III. THE PROFESSION'S RESPONSIBILITY
{5} Because of the Web's rapidly evolving nature and potential for furtive circumvention of ethical constraints, if the legal profession wishes to preserve its dignity and protect the public, it must begin to exercise the same self-restraint now with respect to advertising over the Internet that it exercises with respect to other advertising media. Because the Web is also a publishing medium for information not in the nature of advertising, the ethical constraints will also need to be exercised carefully to preserve free speech rights in an environment where the line between advertising and information is blurrier than it has ever been before. [17] Some states are already taking these steps. [18] But in order to regulate effectively, Internet technology must be truly understood because it blends many of the features of print and broadcast media, while including a few unique twists.
IV. THE TECHNOLOGY: HTML - THE LANGUAGE OF THE WORLD WIDE WEB
{6} This article describes only the current state of a major part of the Web community. Like the physical world inhabited by humans, the Web has some areas where citizens lag behind technologically, while others are on the cutting edge. Technology in the development of the Web changes officially only through the action of a committee [19] charged with developing the HTML [20] language, a notoriously tortuous computer language devoted to describing how a document should be handled by the software that allows a user to view a page on the Web. [21] The language itself is surprisingly simple. The complexity comes from the fact that HTML defines attributes for text, such as "emphasis" rather than describing how the attribute should be achieved. This leads to problems for those crafting HTML pages because various "browsers," [22] which are end-user programs that read the pages, implement the features differently. This, creates potential for spectacular discrepancies in the appearance of the same page on different browsers. The utmost skill on the part of the programmer is required to craft a page that looks good on most of the popular browsers. Universality is attainable only by addressing the lowest common denominator, resulting in a dowdy look. However, Netscape, a company that went public less than a year ago and which has made its founder an instant billionaire, has recently driven the technology forward faster than the HTML committee. Netscape's domination of the market, for both browsers used by individuals, and software for the servers that provide the information, allows it to propel the industry. Many Web authors now write strictly for Netscape, and leave an on-screen note advising users of other browsers to expect disappointment. Predictably, Netscape has rivals, all trying to stake a claim to a part of the technology of the Web. [23]

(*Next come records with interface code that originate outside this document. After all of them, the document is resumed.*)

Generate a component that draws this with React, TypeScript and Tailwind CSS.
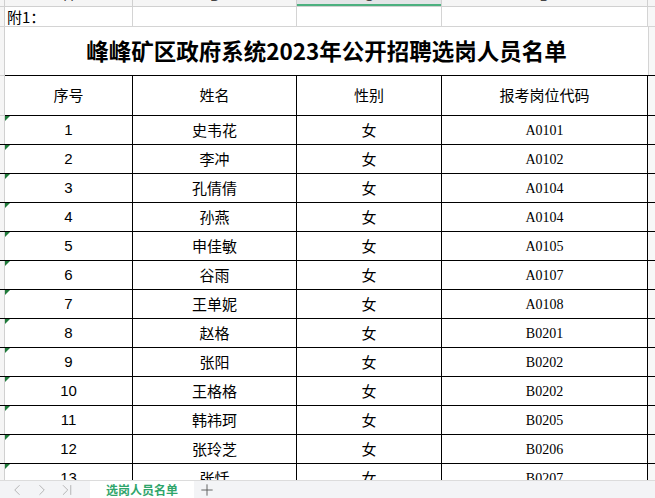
import React from "react";
import { ChevronLeft, ChevronRight, ChevronLast, Plus } from "lucide-react";

type Row = { no: string; name: string; sex: string; code: string };

const rows: Row[] = [
    { no: "1", name: "史韦花", sex: "女", code: "A0101" },
    { no: "2", name: "李冲", sex: "女", code: "A0102" },
    { no: "3", name: "孔倩倩", sex: "女", code: "A0104" },
    { no: "4", name: "孙燕", sex: "女", code: "A0104" },
    { no: "5", name: "申佳敏", sex: "女", code: "A0105" },
    { no: "6", name: "谷雨", sex: "女", code: "A0107" },
    { no: "7", name: "王单妮", sex: "女", code: "A0108" },
    { no: "8", name: "赵格", sex: "女", code: "B0201" },
    { no: "9", name: "张阳", sex: "女", code: "B0202" },
    { no: "10", name: "王格格", sex: "女", code: "B0202" },
    { no: "11", name: "韩祎珂", sex: "女", code: "B0205" },
    { no: "12", name: "张玲芝", sex: "女", code: "B0206" },
    { no: "13", name: "张恬", sex: "女", code: "B0207" },
];

const cjk = "font-['Noto_Sans_CJK_SC',sans-serif]";

const App: React.FC = () => {
    return (
        <div className={`w-[655px] h-[498px] overflow-hidden flex flex-col bg-white text-black ${cjk}`}>
            {/* column letters, scrolled mostly out of view */}
            <div className="flex h-[7px] shrink-0 overflow-hidden border-b border-[#d0d0d0] bg-[#f5f5f5] text-[13px] text-[#444] font-['Liberation_Sans',sans-serif]">
                <div className="w-[5px] border-r border-[#d0d0d0]" />
                <div className="w-[128px] border-r border-[#d0d0d0]"><div className="-mt-[13px] h-[20px] flex items-center justify-center">A</div></div>
                <div className="w-[164px] border-r border-[#d0d0d0]"><div className="-mt-[13px] h-[20px] flex items-center justify-center">B</div></div>
                <div className="w-[145px] border-r border-[#d0d0d0] bg-[#e3e5e7] relative">
                    <div className="-mt-[13px] h-[20px] flex items-center justify-center">C</div>
                    <div className="absolute left-0 right-0 bottom-0 h-[2px] bg-[#4cb07f]" />
                </div>
                <div className="w-[206px] border-r border-[#d0d0d0]"><div className="-mt-[13px] h-[20px] flex items-center justify-center">D</div></div>
                <div className="flex-1" />
            </div>

            {/* row 1 */}
            <div className="flex h-[20px] shrink-0 border-b border-[#d4d4d4]">
                <div className="w-[5px] border-r border-[#d0d0d0] bg-[#f5f5f5]" />
                <div className="w-[128px] border-r border-[#d4d4d4] pl-[2px] text-[15px] leading-[19px]">附1：</div>
                <div className="w-[164px] border-r border-[#d4d4d4]" />
                <div className="w-[145px] border-r border-[#d4d4d4]" />
                <div className="w-[206px] border-r border-[#d4d4d4]" />
                <div className="flex-1 bg-[#f7f7f7]" />
            </div>

            {/* title */}
            <div className="flex h-[48px] shrink-0">
                <div className="w-[5px] border-r border-[#d0d0d0] bg-[#f5f5f5]" />
                <div className="w-[643px] flex items-center justify-center text-[22.5px] font-bold">
                    峰峰矿区政府系统2023年公开招聘选岗人员名单
                </div>
                <div className="flex-1 border-l border-[#d4d4d4] bg-[#f7f7f7]" />
            </div>

            {/* table */}
            <div className="flex-1 overflow-hidden">
                <div className="flex h-[41px] border-y border-black">
                    <div className="w-[5px] -my-px border-y border-[#d0d0d0] border-r bg-[#f5f5f5]" />
                    <div className="w-[128px] border-r border-black flex items-center justify-center text-[15px]">序号</div>
                    <div className="w-[164px] border-r border-black flex items-center justify-center text-[15px]">姓名</div>
                    <div className="w-[145px] border-r border-black flex items-center justify-center text-[15px]">性别</div>
                    <div className="w-[206px] border-r border-black flex items-center justify-center text-[15px]">报考岗位代码</div>
                    <div className="flex-1 bg-[#f7f7f7]" />
                </div>
                {rows.map((r) => (
                    <div key={r.no} className="flex h-[29px] border-b border-black">
                        <div className="w-[5px] border-r border-[#d0d0d0] bg-[#f5f5f5]" />
                        <div className="relative w-[128px] border-r border-black flex items-center justify-center text-[15px] font-['Liberation_Sans',sans-serif]">
                            <div className="absolute left-0 top-0 w-0 h-0 border-t-[5px] border-r-[5px] border-t-[#1f7a3a] border-r-transparent" />
                            {r.no}
                        </div>
                        <div className="w-[164px] border-r border-black flex items-center justify-center text-[15px]">{r.name}</div>
                        <div className="w-[145px] border-r border-black flex items-center justify-center text-[15px]">{r.sex}</div>
                        <div className="w-[206px] border-r border-black flex items-center justify-center text-[14px] font-['Liberation_Serif',serif]">{r.code}</div>
                        <div className="flex-1 bg-[#f7f7f7]" />
                    </div>
                ))}
            </div>

            {/* sheet tabs */}
            <div className="flex h-[18px] shrink-0 items-stretch border-t border-[#dcdcdc] bg-[#f3f4f6]">
                <div className="w-[90px] flex items-center gap-[7px] pl-[8px] text-[#a8a8a8]">
                    <ChevronLeft size={18} strokeWidth={1.1} />
                    <ChevronRight size={18} strokeWidth={1.1} />
                    <ChevronLast size={18} strokeWidth={1.1} />
                </div>
                <div className="w-[104px] bg-white flex items-center justify-center text-[12px] font-bold text-[#2fa56b]">
                    选岗人员名单
                </div>
                <div className="ml-[4px] flex items-center text-[#555]">
                    <Plus size={18} strokeWidth={1.2} />
                </div>
            </div>
        </div>
    );
};

export default App;
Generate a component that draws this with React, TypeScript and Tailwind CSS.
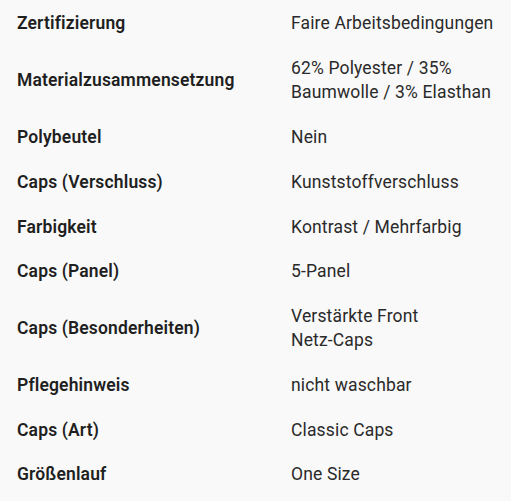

{7} One example of how the changes in the technology affect the ethical issues with respect to lawyer advertising is the advent of "Server Push/Client Pull," a set of features that Netscape has implemented in its browser and server software that is akin to a slide show. The first page the user sees will be supplanted by the next one in a predefined sequence without the user's intervention. On a high-speed connection, this can happen so fast it mimics cartoon animation or even slow-scan video. Some drafters of attorney advertising regulations only see the first page of an attorney's site as advertising because that page is viewed as appearing without the request of the user. This new technology turns their logic on its head by allowing more information to be seen by the user without the presumed request, and the first "page" might go by so quickly as to be altogether negligible. Acceptable text and graphics could quickly be replaced with unacceptable content, and the motion of a figure shown might also convey some meaning that would be unacceptable. Arguably all pages in a Server Push/Client Pull sequence should thus be submitted to the regulators.
{8} Another of the Web's features which has not yet been considered by regulators is the Common Gateway Interface ("CGI"). CGI enables a degree of interactivity between a user and a Web page. For example, whenever a user uses a search engine on the Web, he or she is accessing a CGI interface. The CGI script is called by the user's submission (clicking on a button after filling in a form box), and it proceeds to query a database. The output of the database is then instantly reformulated into HTML and returned to the user as a Web page. Thus, for example an attorney could use a CGI script to provide interactive answers to commonly asked questions about divorce [24] on his home page. Regulators, therefore, could only review the page by actually visiting the site using a browser.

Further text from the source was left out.